§ What you need to do
Write out every line of the material as it stands, apart from the pictures.

==========

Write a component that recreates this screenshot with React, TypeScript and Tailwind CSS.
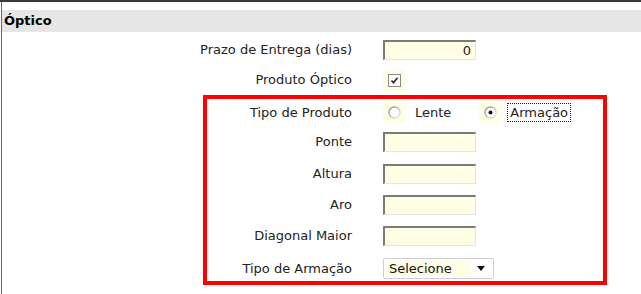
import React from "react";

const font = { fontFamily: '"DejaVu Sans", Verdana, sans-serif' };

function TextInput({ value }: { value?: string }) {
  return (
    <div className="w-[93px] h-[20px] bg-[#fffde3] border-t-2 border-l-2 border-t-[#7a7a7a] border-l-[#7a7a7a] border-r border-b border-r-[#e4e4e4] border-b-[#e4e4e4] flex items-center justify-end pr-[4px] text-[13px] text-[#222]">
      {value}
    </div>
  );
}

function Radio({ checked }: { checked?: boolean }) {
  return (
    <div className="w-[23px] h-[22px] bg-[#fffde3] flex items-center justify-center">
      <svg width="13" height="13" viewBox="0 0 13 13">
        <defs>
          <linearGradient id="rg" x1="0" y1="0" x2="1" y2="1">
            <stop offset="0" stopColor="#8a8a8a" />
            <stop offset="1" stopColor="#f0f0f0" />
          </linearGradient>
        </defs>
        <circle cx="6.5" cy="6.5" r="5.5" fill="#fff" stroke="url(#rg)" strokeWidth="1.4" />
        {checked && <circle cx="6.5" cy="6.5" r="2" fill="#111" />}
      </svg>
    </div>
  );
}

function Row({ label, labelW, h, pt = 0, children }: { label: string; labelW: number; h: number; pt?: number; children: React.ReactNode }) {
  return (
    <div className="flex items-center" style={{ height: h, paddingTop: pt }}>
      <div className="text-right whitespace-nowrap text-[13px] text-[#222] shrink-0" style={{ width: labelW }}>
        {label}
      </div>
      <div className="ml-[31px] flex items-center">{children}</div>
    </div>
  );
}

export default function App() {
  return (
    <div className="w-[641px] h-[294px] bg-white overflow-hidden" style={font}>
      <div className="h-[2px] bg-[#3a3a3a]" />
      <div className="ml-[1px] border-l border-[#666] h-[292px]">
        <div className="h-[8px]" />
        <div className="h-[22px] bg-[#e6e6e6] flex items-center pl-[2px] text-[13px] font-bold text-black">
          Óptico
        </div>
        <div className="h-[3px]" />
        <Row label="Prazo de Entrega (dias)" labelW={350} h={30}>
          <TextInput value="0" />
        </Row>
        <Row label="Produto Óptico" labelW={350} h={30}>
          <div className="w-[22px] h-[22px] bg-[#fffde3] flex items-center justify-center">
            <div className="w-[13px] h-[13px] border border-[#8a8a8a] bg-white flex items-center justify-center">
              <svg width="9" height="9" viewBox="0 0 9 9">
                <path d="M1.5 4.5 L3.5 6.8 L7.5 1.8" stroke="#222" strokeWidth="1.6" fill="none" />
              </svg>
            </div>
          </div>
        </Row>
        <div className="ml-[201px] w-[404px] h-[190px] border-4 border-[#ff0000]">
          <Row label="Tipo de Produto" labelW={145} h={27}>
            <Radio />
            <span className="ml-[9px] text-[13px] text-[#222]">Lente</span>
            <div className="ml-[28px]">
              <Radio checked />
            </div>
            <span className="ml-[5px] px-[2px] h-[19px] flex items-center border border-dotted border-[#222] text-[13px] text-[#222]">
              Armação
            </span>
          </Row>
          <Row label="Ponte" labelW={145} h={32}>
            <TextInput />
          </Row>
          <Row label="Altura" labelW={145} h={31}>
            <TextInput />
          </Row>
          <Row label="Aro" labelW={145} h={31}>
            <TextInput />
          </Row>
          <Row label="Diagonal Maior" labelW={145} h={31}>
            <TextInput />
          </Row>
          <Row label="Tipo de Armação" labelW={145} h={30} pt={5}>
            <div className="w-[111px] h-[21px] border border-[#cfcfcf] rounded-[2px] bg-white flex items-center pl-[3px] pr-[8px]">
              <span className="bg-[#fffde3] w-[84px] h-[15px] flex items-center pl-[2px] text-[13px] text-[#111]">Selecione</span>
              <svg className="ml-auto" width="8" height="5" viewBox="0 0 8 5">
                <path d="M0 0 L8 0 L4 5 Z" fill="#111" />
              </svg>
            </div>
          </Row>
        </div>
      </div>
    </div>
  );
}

==========

§ Task answer
Write a component that recreates this screenshot with React, TypeScript and Tailwind CSS.
import React from "react";

const font = { fontFamily: '"DejaVu Sans", Verdana, sans-serif' };

function TextInput({ value }: { value?: string }) {
  return (
    <div className="w-[93px] h-[20px] bg-[#fffde3] border-t-2 border-l-2 border-t-[#7a7a7a] border-l-[#7a7a7a] border-r border-b border-r-[#e4e4e4] border-b-[#e4e4e4] flex items-center justify-end pr-[4px] text-[13px] text-[#222]">
      {value}
    </div>
  );
}

function Radio({ checked }: { checked?: boolean }) {
  return (
    <div className="w-[23px] h-[22px] bg-[#fffde3] flex items-center justify-center">
      <svg width="13" height="13" viewBox="0 0 13 13">
        <defs>
          <linearGradient id="rg" x1="0" y1="0" x2="1" y2="1">
            <stop offset="0" stopColor="#8a8a8a" />
            <stop offset="1" stopColor="#f0f0f0" />
          </linearGradient>
        </defs>
        <circle cx="6.5" cy="6.5" r="5.5" fill="#fff" stroke="url(#rg)" strokeWidth="1.4" />
        {checked && <circle cx="6.5" cy="6.5" r="2" fill="#111" />}
      </svg>
    </div>
  );
}

function Row({ label, labelW, h, pt = 0, children }: { label: string; labelW: number; h: number; pt?: number; children: React.ReactNode }) {
  return (
    <div className="flex items-center" style={{ height: h, paddingTop: pt }}>
      <div className="text-right whitespace-nowrap text-[13px] text-[#222] shrink-0" style={{ width: labelW }}>
        {label}
      </div>
      <div className="ml-[31px] flex items-center">{children}</div>
    </div>
  );
}

export default function App() {
  return (
    <div className="w-[641px] h-[294px] bg-white overflow-hidden" style={font}>
      <div className="h-[2px] bg-[#3a3a3a]" />
      <div className="ml-[1px] border-l border-[#666] h-[292px]">
        <div className="h-[8px]" />
        <div className="h-[22px] bg-[#e6e6e6] flex items-center pl-[2px] text-[13px] font-bold text-black">
          Óptico
        </div>
        <div className="h-[3px]" />
        <Row label="Prazo de Entrega (dias)" labelW={350} h={30}>
          <TextInput value="0" />
        </Row>
        <Row label="Produto Óptico" labelW={350} h={30}>
          <div className="w-[22px] h-[22px] bg-[#fffde3] flex items-center justify-center">
            <div className="w-[13px] h-[13px] border border-[#8a8a8a] bg-white flex items-center justify-center">
              <svg width="9" height="9" viewBox="0 0 9 9">
                <path d="M1.5 4.5 L3.5 6.8 L7.5 1.8" stroke="#222" strokeWidth="1.6" fill="none" />
              </svg>
            </div>
          </div>
        </Row>
        <div className="ml-[201px] w-[404px] h-[190px] border-4 border-[#ff0000]">
          <Row label="Tipo de Produto" labelW={145} h={27}>
            <Radio />
            <span className="ml-[9px] text-[13px] text-[#222]">Lente</span>
            <div className="ml-[28px]">
              <Radio checked />
            </div>
            <span className="ml-[5px] px-[2px] h-[19px] flex items-center border border-dotted border-[#222] text-[13px] text-[#222]">
              Armação
            </span>
          </Row>
          <Row label="Ponte" labelW={145} h={32}>
            <TextInput />
          </Row>
          <Row label="Altura" labelW={145} h={31}>
            <TextInput />
          </Row>
          <Row label="Aro" labelW={145} h={31}>
            <TextInput />
          </Row>
          <Row label="Diagonal Maior" labelW={145} h={31}>
            <TextInput />
          </Row>
          <Row label="Tipo de Armação" labelW={145} h={30} pt={5}>
            <div className="w-[111px] h-[21px] border border-[#cfcfcf] rounded-[2px] bg-white flex items-center pl-[3px] pr-[8px]">
              <span className="bg-[#fffde3] w-[84px] h-[15px] flex items-center pl-[2px] text-[13px] text-[#111]">Selecione</span>
              <svg className="ml-auto" width="8" height="5" viewBox="0 0 8 5">
                <path d="M0 0 L8 0 L4 5 Z" fill="#111" />
              </svg>
            </div>
          </Row>
        </div>
      </div>
    </div>
  );
}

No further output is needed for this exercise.